Anche il popolo di questi tempi, ha poi proseguito, è terribilmente affamato della Parola che salva, della comunione che recupera alla dignità della persona, della speranza. «Un cuor solo ed un'anima sola, con questo largo presbiterio -- ha aggiunto ancora -- ci piace esprimere un'antica gratitudine per il ministero dell'illuminazione che Ella, insegnando, ha esercitato per noi quando giovanissimi studenti la leggevamo con ammirazione, a spiegarci “il Nuovo Popolo di Dio” e la Pentecoste del Concilio, nella profonda continuità della Tradizione Cattolica». «Saliti sul Colle di san Donato -- ha poi proseguito l'arcivescovo -- ci aspettiamo di ascoltare ancora la beatitudine che viene dal puntare sugli ideali che vengono dall'esperienza di Dio.

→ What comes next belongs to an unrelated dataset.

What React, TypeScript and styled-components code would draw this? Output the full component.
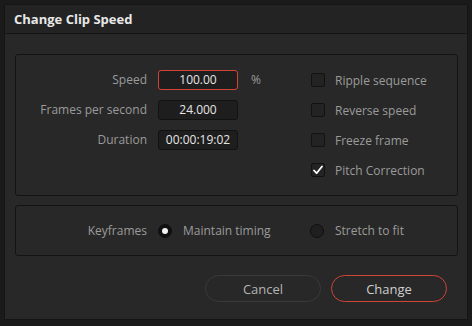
import React, { useState } from "react";
import styled, { createGlobalStyle } from "styled-components";

const GlobalStyle = createGlobalStyle`
  html, body {
    margin: 0;
    padding: 0;
    background: #1a1a1a;
    font-family: "Open Sans", "Liberation Sans", sans-serif;
    -webkit-font-smoothing: antialiased;
  }
`;

const Page = styled.div`
  width: 472px;
  height: 326px;
  padding: 4px 0 0 4px;
  box-sizing: border-box;
  overflow: hidden;
`;

const Dialog = styled.div`
  width: 464px;
  height: 316px;
  box-sizing: border-box;
  background: #282828;
  border: 1px solid #151515;
  display: flex;
  flex-direction: column;
`;

const Header = styled.div`
  height: 29px;
  box-sizing: border-box;
  background: #232323;
  border-bottom: 1px solid #141414;
  display: flex;
  align-items: center;
  padding-left: 9px;
  font-size: 13px;
  font-weight: 700;
  color: #e8e8e8;
`;

const Body = styled.div`
  padding: 20px 9px 0 10px;
  display: flex;
  flex-direction: column;
`;

const Group = styled.div<{ $height: number }>`
  height: ${p => p.$height}px;
  box-sizing: border-box;
  border: 1px solid #131313;
  border-radius: 3px;
  display: flex;
  margin-bottom: 9px;
`;

const FieldGrid = styled.div`
  display: grid;
  grid-template-columns: 131px 80px 40px;
  grid-auto-rows: 30px;
  column-gap: 11px;
  align-items: start;
  padding-top: 15px;
  width: 295px;
`;

const Label = styled.div`
  font-size: 12px;
  color: #9b9b9b;
  text-align: right;
  line-height: 20px;
  white-space: nowrap;
`;

const Unit = styled(Label)`
  text-align: left;
  padding-left: 2px;
`;

const Field = styled.div<{ $active?: boolean }>`
  height: 20px;
  box-sizing: border-box;
  background: #1e1e1e;
  border: 1px solid ${p => (p.$active ? "#cf4536" : "#121212")};
  border-radius: 3px;
  color: #e6e6e6;
  font-size: 12px;
  line-height: 18px;
  text-align: center;
`;

const CheckList = styled.div`
  display: flex;
  flex-direction: column;
  padding-top: 17px;
`;

const CheckRow = styled.label`
  display: flex;
  align-items: center;
  height: 30px;
  margin-top: -7px;
  margin-bottom: 7px;
  gap: 10px;
  font-size: 12px;
  color: #9b9b9b;
  cursor: pointer;
`;

const Box = styled.span`
  width: 14px;
  height: 14px;
  box-sizing: border-box;
  border: 1px solid #121212;
  border-radius: 2px;
  background: #232323;
  display: flex;
  align-items: center;
  justify-content: center;
`;

const RadioRow = styled.div`
  display: flex;
  align-items: center;
  width: 100%;
`;

const RadioLabel = styled(Label)`
  width: 131px;
  margin-right: 11px;
`;

const RadioOption = styled.label<{ $width: number }>`
  display: flex;
  align-items: center;
  gap: 11px;
  width: ${p => p.$width}px;
  font-size: 12px;
  color: #9b9b9b;
  cursor: pointer;
`;

const Dot = styled.span<{ $on: boolean }>`
  width: 14px;
  height: 14px;
  box-sizing: border-box;
  border-radius: 50%;
  border: 1px solid #0f0f0f;
  background: ${p => (p.$on ? "#111" : "#1f1f1f")};
  display: flex;
  align-items: center;
  justify-content: center;
  &::after {
    content: "";
    display: ${p => (p.$on ? "block" : "none")};
    width: 6px;
    height: 6px;
    border-radius: 50%;
    background: #f2f2f2;
  }
`;

const Footer = styled.div`
  display: flex;
  justify-content: flex-end;
  gap: 10px;
  padding: 10px 20px 0 0;
`;

const Button = styled.button<{ $primary?: boolean }>`
  width: 116px;
  height: 27px;
  border-radius: 13.5px;
  background: #282828;
  border: 1px solid ${p => (p.$primary ? "#cf4536" : "#3a3a3a")};
  color: ${p => (p.$primary ? "#cfcfcf" : "#b4b4b4")};
  font-family: "Open Sans", "Liberation Sans", sans-serif;
  font-size: 13px;
  padding: 0;
  cursor: pointer;
`;

const Tick = () => (
  <svg width="12" height="12" viewBox="0 0 12 12">
    <path d="M2 6.5 L4.6 9.2 L10 2.5" fill="none" stroke="#fff" strokeWidth="1.8" strokeLinecap="round" strokeLinejoin="round" />
  </svg>
);

const options = [
  { label: "Ripple sequence", checked: false },
  { label: "Reverse speed", checked: false },
  { label: "Freeze frame", checked: false },
  { label: "Pitch Correction", checked: true }
];

const App = () => {
  const [checks, setChecks] = useState(options.map(o => o.checked));
  const [keyframes, setKeyframes] = useState<"maintain" | "stretch">("maintain");

  return (
    <>
      <GlobalStyle />
      <Page>
        <Dialog>
          <Header>Change Clip Speed</Header>
          <Body>
            <Group $height={142}>
              <FieldGrid>
                <Label>Speed</Label>
                <Field $active>100.00</Field>
                <Unit>%</Unit>
                <Label>Frames per second</Label>
                <Field>24.000</Field>
                <span />
                <Label>Duration</Label>
                <Field>00:00:19:02</Field>
                <span />
              </FieldGrid>
              <CheckList>
                {options.map((o, i) => (
                  <CheckRow
                    key={o.label}
                    onClick={() => setChecks(c => c.map((v, j) => (j === i ? !v : v)))}
                  >
                    <Box>{checks[i] && <Tick />}</Box>
                    {o.label}
                  </CheckRow>
                ))}
              </CheckList>
            </Group>
            <Group $height={51}>
              <RadioRow>
                <RadioLabel>Keyframes</RadioLabel>
                <RadioOption $width={152} onClick={() => setKeyframes("maintain")}>
                  <Dot $on={keyframes === "maintain"} />
                  Maintain timing
                </RadioOption>
                <RadioOption $width={140} onClick={() => setKeyframes("stretch")}>
                  <Dot $on={keyframes === "stretch"} />
                  Stretch to fit
                </RadioOption>
              </RadioRow>
            </Group>
          </Body>
          <Footer>
            <Button>Cancel</Button>
            <Button $primary>Change</Button>
          </Footer>
        </Dialog>
      </Page>
    </>
  );
};

export default App;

Siamo venuti per monti e per valli per ritornare poi alle nostre attività quotidiane rinnovati dall'incontro con Pietro. Vogliamo dirle il desiderio forte che abbiamo avuto di stare con lei e che ora si appaga. Un cuor solo ed un'anima sola, i ministri del Signore con il popolo loro affidato in questa terra di Toscana dove la dignità della persona, il gusto della libertà e l'impegno a costruire la città dell'uomo a immagine della “Città di Dio” furono perseguiti nei secoli, ci incontriamo stamane con Pietro con tre doni nelle mani».

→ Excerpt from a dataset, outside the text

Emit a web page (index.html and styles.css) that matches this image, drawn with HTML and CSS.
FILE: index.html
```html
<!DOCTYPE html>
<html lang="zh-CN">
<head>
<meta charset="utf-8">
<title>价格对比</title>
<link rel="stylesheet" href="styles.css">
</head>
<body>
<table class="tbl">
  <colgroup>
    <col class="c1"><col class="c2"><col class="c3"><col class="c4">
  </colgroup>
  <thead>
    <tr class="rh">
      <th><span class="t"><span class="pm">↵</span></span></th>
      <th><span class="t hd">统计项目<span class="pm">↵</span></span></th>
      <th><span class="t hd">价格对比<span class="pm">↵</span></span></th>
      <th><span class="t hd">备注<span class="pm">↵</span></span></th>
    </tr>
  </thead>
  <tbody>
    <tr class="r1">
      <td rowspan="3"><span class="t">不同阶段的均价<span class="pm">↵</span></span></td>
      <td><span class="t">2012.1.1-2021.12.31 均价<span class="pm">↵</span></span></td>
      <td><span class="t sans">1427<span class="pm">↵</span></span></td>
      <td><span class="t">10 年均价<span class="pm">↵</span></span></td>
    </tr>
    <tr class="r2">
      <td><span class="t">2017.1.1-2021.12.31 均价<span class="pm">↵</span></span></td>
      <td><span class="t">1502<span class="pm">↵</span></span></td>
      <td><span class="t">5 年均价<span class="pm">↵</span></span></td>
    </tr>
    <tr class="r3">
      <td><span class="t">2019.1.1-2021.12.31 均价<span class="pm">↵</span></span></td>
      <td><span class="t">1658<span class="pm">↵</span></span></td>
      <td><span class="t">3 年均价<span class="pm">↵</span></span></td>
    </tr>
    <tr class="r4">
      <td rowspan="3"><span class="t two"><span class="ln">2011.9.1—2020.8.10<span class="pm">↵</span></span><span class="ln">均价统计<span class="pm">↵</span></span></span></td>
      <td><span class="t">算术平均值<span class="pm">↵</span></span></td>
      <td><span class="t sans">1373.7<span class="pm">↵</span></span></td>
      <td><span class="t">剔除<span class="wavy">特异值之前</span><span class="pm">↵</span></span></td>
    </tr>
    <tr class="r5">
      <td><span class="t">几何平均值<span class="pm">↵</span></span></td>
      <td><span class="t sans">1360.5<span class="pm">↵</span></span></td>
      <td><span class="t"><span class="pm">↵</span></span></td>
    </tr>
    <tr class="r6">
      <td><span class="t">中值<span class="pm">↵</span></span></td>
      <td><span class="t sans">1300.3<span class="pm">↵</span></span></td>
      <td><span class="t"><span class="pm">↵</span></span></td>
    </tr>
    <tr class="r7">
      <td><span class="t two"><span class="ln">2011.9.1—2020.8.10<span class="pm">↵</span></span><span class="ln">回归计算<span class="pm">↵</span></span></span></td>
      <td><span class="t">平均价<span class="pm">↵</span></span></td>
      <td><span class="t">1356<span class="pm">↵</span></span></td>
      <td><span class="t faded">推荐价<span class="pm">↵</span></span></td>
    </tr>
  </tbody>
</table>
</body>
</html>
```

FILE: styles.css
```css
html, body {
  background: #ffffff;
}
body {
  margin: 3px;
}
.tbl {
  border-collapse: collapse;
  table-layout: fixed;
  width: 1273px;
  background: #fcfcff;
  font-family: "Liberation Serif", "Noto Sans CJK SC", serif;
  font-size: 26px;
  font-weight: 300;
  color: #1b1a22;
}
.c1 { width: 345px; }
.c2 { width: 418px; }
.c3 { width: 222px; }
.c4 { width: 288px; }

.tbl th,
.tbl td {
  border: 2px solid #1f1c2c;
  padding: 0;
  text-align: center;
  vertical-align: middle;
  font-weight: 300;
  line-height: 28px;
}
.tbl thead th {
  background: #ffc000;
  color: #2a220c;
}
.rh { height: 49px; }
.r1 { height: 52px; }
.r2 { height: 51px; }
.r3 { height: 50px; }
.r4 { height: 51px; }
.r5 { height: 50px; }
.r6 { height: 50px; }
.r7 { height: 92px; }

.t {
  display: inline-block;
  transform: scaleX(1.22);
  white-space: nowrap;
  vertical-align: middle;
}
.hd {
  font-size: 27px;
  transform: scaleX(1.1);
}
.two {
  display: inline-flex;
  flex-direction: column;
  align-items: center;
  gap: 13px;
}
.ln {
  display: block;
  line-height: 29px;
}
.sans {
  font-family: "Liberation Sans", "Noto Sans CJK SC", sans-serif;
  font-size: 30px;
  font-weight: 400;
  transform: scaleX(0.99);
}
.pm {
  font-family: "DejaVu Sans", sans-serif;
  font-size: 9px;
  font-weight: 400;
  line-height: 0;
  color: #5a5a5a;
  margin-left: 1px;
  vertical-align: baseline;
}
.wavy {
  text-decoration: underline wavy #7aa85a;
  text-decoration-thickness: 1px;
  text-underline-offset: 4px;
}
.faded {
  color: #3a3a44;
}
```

Il presule ha poi espresso le speranze e le attese della diocesi. «Vogliamo dirle, Padre Santo -- ha aggiunto -- che le nostre Chiese vengono da lontano e non hanno paura del nuovo, perché si affidano al Signore. Vogliamo farle dono della nostra voglia giovane di cambiare il mondo alla luce del Vangelo, puntando sulla formazione, vogliamo ripeterle la nostra determinazione a spendere la vita da cristiani, secondo la vocazione di ciascuno per il bene comune. Sappiamo della sollecitudine del Papa per il mondo intero, ma abbiamo tristezza e preoccupazione per la nostra gente di Arezzo e della provincia, alla quale vorremmo davvero fare servizio come discepoli di Gesù, risanando le ferite dello Spirito e del Corpo». Un riferimento poi ai disoccupati e alla crisi economica. «Sappiamo però -- ha detto -- che moltissimi dei nostri giovani non hanno lavoro, una famiglia su quattro delle nostre, stenta ad arrivare alla fine del mese, vi è una significativa parte della nostra popolazione che soffre di vera e amara povertà, in questo difficile momento. Ci piace molto compiere un gesto che le sappiamo molto caro. Come ci insegna il libro degli Atti degli Apostoli, ci siamo organizzati per deporre ai piedi degli Apostoli il frutto di una grande raccolta che abbiamo fatto, preferendo organizzare con parsimonia questa visita e dare a Vostra Santità la somma di danaro raccolta perché ella possa disporre di noi, per fare arrivare ai più poveri della provincia il segno di una concreta vicinanza e condivisione. Avremmo potuto riempire di fiori il Prato, ma siamo convinti che basti il segno: il Creatore ha già reso bello questo luogo, senza che si debba spendere ulteriormente, meglio dare i soldi ai poveri». Concluso il discorso l'arcivescovo ha presentato al Papa un'artistica croce pettorale offerta dagli orafi aretini come segno di devozione, accompagnando il gesto con parole di apprezzamento per quanto la comunità locale fa anche per aiutare i più bisognosi.